* **Records supplied**

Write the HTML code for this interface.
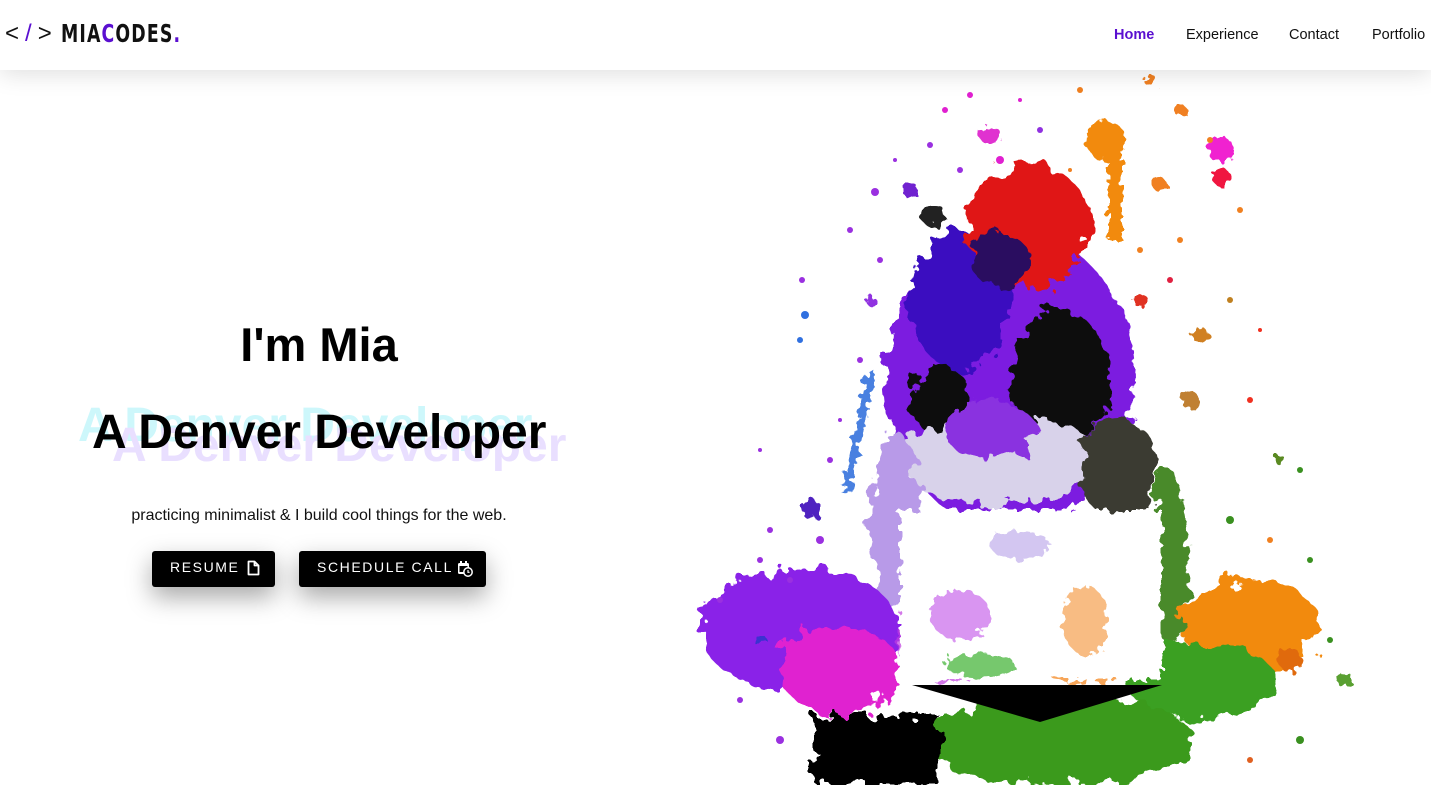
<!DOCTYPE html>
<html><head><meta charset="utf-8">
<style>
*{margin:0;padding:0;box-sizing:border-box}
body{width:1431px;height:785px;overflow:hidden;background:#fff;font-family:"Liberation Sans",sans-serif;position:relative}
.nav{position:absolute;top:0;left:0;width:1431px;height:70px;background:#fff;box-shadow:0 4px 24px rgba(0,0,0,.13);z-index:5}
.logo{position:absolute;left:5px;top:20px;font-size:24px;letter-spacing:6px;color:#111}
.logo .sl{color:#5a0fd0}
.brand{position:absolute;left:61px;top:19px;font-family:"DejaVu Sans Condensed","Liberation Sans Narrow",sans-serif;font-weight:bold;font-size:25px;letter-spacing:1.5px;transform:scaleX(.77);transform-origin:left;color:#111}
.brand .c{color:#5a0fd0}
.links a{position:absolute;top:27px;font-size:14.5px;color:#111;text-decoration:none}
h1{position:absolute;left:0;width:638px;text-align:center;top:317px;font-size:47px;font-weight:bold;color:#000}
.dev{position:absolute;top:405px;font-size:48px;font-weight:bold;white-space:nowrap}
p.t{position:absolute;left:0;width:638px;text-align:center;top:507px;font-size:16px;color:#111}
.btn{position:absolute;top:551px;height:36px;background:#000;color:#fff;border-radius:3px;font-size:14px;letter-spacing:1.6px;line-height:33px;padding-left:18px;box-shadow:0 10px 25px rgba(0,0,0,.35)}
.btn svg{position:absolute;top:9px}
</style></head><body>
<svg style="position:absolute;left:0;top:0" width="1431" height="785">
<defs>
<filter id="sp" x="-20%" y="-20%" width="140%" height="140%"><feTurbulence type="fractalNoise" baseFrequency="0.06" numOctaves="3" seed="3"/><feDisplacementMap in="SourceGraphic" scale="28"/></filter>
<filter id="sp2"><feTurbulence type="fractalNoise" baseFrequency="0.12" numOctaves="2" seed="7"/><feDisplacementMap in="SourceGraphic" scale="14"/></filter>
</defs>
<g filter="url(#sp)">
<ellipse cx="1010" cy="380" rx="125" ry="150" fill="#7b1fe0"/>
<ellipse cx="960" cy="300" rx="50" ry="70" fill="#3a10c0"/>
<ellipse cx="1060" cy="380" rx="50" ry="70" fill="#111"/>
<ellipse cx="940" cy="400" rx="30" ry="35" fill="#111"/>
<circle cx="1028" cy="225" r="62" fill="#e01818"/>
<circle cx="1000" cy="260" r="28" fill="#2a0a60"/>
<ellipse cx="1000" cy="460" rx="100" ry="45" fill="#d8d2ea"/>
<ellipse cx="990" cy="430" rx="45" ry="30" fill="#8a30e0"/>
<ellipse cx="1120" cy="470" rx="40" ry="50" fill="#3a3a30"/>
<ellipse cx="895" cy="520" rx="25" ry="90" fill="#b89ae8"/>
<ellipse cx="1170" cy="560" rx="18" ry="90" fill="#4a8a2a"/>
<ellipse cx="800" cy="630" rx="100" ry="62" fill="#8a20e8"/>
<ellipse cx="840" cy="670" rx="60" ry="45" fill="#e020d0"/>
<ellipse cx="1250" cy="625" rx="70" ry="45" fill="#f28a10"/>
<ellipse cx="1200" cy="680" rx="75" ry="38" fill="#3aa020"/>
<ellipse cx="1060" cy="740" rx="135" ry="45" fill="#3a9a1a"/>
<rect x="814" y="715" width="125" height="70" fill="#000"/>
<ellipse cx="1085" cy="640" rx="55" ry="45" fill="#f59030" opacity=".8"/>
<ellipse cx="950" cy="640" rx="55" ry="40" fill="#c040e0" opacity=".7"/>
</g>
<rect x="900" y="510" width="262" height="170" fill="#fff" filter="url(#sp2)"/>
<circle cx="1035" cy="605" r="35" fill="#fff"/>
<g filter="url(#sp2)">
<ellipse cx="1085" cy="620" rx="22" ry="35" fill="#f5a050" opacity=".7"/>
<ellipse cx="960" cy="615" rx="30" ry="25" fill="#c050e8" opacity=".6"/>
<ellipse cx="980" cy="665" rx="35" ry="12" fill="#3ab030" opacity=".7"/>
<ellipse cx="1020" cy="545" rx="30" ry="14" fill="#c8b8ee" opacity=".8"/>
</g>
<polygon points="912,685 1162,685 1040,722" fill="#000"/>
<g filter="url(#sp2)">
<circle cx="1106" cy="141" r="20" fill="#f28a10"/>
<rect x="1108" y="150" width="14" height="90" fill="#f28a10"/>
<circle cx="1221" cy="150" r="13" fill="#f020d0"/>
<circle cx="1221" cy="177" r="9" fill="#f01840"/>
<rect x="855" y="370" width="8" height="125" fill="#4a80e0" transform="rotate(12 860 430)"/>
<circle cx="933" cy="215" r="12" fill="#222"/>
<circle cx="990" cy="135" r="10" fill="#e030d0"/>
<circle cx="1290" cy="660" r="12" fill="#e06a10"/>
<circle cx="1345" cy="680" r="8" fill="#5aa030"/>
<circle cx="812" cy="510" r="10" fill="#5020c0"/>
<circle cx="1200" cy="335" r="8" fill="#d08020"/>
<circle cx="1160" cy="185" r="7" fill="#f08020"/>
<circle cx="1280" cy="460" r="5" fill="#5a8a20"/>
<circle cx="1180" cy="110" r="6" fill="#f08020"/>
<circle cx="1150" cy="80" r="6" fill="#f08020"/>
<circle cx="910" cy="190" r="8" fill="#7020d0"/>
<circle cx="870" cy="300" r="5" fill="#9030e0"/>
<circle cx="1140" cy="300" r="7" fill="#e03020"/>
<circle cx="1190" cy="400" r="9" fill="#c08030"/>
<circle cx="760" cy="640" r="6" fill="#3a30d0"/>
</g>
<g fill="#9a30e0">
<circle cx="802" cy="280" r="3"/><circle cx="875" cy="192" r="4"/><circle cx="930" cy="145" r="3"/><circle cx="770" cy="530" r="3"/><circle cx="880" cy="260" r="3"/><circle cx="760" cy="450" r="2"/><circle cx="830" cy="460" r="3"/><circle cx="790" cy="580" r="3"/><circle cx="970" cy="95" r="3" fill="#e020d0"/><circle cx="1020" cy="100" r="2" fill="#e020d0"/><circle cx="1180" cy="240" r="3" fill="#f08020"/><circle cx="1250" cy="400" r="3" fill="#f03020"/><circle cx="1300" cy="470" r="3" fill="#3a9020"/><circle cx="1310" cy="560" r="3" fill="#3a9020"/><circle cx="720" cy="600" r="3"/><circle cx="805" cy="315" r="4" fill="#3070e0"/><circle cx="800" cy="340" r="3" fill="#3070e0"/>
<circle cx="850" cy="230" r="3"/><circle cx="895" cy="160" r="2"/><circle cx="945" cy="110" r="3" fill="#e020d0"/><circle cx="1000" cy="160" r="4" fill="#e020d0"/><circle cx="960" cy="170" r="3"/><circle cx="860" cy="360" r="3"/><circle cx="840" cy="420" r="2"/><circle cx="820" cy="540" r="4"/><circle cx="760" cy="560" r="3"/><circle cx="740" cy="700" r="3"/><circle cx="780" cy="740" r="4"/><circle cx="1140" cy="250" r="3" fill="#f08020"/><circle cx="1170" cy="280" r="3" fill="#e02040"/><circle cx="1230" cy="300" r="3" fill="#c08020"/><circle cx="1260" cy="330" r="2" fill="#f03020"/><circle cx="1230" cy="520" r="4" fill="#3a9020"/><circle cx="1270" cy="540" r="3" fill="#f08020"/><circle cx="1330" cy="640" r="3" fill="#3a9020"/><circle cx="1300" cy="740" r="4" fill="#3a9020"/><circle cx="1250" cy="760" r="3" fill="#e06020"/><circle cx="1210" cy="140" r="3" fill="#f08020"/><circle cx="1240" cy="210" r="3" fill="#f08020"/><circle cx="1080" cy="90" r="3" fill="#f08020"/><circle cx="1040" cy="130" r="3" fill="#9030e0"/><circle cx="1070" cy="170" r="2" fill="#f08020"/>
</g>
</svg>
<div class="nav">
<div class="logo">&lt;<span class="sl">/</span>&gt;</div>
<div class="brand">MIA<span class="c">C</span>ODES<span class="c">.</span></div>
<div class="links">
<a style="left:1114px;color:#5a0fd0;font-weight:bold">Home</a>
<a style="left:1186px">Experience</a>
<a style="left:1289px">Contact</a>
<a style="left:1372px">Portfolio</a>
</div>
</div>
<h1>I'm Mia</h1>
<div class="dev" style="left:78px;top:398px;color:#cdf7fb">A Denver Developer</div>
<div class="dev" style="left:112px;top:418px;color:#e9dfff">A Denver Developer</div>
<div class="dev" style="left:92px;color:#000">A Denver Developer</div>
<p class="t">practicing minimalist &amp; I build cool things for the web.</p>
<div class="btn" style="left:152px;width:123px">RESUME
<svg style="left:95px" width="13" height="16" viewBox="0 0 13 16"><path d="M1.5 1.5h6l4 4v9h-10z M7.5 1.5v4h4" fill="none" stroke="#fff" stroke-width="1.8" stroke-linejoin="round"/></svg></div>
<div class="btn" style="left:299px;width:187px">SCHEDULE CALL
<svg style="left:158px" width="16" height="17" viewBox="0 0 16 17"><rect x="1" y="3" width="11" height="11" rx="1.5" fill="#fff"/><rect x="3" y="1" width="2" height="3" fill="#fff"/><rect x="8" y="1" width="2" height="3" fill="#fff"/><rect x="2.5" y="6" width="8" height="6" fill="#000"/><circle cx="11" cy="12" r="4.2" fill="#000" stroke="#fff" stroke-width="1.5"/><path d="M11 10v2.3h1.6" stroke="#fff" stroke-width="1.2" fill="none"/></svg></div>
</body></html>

==

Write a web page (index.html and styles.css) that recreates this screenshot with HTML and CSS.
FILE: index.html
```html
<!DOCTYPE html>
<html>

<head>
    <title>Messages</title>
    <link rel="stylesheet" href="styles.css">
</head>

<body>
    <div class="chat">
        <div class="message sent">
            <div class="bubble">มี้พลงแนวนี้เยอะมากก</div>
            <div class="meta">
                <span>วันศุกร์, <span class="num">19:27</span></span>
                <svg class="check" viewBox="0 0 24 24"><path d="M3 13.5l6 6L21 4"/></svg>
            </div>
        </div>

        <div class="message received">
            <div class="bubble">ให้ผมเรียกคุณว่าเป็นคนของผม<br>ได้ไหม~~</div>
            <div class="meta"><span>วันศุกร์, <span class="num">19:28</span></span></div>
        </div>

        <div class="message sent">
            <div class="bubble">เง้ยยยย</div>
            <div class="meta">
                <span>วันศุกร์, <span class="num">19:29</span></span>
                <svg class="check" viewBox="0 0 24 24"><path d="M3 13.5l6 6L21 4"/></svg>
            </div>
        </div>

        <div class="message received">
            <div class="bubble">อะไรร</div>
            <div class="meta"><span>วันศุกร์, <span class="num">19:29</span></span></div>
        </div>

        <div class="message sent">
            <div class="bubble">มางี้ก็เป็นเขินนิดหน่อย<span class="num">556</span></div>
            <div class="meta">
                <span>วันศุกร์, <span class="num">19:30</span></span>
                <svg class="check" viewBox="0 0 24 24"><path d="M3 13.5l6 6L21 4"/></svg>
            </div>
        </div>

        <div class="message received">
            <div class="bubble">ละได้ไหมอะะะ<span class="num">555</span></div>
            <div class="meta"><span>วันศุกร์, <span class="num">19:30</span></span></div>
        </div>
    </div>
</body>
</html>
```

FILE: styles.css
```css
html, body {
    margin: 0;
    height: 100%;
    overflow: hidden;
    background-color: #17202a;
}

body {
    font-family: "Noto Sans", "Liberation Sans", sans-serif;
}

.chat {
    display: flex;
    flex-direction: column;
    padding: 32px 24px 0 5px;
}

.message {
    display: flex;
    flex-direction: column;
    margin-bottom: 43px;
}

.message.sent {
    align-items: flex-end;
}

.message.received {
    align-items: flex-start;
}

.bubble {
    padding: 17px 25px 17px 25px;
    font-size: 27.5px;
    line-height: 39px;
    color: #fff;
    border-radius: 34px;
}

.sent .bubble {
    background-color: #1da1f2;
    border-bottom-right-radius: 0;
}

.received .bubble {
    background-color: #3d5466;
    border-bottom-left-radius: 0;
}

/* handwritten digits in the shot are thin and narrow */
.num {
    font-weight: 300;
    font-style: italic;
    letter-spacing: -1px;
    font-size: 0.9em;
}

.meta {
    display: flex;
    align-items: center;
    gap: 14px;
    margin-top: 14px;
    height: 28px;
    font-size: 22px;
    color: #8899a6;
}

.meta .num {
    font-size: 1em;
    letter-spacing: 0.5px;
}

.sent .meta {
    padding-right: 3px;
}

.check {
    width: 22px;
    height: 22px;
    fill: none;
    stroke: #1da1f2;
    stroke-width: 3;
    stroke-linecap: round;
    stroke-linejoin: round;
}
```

...

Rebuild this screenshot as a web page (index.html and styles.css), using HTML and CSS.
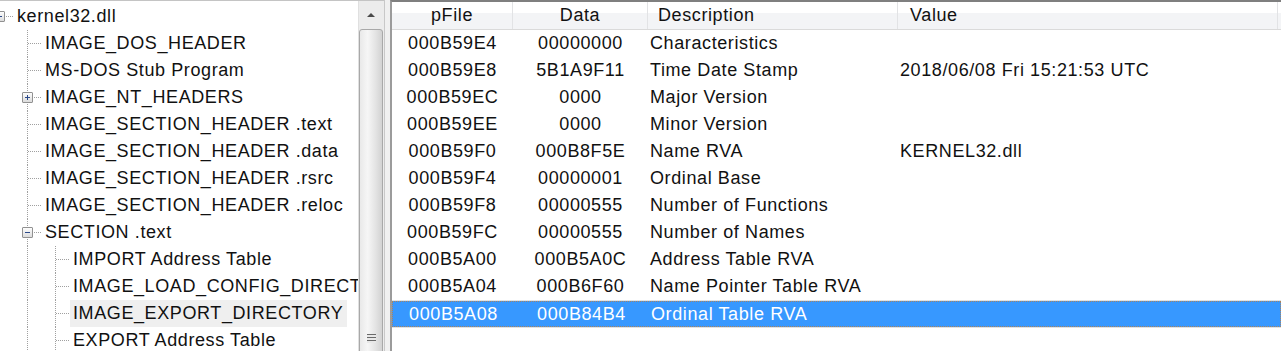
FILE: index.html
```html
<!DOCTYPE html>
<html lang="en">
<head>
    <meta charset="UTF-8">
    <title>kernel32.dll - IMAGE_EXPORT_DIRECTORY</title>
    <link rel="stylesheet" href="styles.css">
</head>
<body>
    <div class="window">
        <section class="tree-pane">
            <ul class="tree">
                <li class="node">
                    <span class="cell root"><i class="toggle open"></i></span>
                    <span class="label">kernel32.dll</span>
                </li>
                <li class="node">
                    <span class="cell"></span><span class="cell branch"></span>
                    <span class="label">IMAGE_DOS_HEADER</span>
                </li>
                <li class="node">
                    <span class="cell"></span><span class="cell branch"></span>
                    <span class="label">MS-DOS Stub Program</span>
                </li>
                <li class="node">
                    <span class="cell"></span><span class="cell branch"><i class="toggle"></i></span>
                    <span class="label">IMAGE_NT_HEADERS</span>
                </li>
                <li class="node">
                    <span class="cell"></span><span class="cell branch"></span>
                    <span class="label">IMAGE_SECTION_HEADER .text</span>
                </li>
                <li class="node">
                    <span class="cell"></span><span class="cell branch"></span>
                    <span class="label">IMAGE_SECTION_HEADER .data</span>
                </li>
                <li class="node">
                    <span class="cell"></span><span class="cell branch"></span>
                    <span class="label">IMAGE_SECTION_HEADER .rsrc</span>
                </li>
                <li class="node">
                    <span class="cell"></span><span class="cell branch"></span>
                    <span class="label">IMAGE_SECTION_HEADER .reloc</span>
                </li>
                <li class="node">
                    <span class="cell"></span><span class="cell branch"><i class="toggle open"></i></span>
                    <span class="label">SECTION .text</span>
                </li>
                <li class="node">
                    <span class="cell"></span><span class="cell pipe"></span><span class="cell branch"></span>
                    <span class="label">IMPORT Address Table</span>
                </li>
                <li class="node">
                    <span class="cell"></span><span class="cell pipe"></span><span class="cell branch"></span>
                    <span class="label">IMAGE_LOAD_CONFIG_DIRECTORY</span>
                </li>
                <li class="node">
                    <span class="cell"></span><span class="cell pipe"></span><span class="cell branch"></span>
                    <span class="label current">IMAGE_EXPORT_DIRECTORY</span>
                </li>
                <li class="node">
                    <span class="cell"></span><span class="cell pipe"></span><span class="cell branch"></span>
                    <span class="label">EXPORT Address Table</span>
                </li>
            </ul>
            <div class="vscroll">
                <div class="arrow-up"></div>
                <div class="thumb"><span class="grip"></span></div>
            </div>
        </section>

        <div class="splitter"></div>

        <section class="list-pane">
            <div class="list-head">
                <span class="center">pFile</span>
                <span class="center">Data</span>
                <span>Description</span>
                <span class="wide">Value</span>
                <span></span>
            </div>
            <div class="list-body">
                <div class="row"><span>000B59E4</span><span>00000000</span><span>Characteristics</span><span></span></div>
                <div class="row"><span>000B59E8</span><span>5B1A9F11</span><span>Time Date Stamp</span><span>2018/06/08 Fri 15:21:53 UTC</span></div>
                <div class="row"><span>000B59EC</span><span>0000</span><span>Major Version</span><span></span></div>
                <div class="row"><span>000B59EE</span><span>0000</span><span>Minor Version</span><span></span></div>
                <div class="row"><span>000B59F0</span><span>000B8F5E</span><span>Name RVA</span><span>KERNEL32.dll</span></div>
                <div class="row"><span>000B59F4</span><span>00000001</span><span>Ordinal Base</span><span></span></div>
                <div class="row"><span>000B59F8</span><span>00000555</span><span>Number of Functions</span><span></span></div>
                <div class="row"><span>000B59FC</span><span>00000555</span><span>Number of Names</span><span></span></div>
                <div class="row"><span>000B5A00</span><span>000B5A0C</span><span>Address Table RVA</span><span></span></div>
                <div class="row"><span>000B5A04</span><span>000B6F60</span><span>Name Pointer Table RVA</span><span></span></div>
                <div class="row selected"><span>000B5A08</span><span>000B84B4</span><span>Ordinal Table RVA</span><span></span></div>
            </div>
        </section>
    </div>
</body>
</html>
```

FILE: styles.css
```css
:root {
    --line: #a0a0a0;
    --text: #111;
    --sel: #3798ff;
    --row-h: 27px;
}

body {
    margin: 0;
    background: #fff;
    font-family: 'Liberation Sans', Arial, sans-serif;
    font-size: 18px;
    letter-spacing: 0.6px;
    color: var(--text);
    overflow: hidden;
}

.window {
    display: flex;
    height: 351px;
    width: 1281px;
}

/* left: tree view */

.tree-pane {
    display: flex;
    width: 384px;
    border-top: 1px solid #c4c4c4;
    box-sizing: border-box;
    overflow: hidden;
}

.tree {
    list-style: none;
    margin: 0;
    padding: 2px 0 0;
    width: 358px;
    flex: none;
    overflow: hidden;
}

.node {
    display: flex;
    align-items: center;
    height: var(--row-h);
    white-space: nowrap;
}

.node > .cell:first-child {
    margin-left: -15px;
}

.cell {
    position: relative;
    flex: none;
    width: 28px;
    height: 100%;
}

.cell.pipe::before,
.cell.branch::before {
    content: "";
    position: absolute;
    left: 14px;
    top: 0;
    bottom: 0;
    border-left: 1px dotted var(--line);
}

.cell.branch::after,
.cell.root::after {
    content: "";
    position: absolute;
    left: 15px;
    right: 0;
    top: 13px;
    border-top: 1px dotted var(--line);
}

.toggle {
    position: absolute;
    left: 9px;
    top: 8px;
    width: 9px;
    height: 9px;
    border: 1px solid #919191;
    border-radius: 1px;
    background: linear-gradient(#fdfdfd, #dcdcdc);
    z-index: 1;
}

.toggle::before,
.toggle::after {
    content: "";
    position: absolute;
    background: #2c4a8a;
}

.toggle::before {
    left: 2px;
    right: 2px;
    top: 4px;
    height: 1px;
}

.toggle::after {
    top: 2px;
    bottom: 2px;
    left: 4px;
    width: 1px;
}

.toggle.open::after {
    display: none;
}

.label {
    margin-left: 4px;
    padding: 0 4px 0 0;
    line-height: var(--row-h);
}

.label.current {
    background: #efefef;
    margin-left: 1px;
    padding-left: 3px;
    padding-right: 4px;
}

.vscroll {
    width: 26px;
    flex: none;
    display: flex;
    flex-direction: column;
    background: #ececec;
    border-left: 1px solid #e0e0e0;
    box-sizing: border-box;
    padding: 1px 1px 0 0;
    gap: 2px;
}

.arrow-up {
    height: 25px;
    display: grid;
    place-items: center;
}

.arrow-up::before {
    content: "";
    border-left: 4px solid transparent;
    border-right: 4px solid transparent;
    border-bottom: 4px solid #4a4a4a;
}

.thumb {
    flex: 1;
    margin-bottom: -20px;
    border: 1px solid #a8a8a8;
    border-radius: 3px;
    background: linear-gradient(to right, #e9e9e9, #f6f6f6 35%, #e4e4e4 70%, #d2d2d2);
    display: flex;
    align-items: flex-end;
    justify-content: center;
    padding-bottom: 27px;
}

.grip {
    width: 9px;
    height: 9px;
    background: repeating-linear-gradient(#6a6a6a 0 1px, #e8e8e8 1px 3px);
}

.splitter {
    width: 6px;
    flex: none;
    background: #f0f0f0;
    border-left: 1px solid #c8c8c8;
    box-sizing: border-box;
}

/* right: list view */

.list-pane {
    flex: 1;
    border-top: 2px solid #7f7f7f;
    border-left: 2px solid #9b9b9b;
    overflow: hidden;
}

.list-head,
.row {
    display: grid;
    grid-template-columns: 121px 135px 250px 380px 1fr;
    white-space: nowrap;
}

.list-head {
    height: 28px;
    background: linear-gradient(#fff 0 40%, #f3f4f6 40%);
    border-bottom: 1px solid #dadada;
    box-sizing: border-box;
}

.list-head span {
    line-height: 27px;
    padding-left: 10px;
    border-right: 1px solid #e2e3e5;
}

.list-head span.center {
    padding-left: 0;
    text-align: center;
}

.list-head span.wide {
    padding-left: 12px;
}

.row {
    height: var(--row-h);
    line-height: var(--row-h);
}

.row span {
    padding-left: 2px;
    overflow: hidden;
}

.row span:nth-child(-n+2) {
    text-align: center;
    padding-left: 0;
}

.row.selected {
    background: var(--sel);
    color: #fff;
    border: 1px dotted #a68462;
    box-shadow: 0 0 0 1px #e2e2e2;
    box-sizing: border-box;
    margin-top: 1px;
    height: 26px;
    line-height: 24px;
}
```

* **Exercise directions**
Search the lines for "this". Copy each line that has it.

* **Result below**
Write the HTML code for this interface.
Write a web page (index.html and styles.css) that recreates this screenshot with HTML and CSS.
Rebuild this screenshot as a web page (index.html and styles.css), using HTML and CSS.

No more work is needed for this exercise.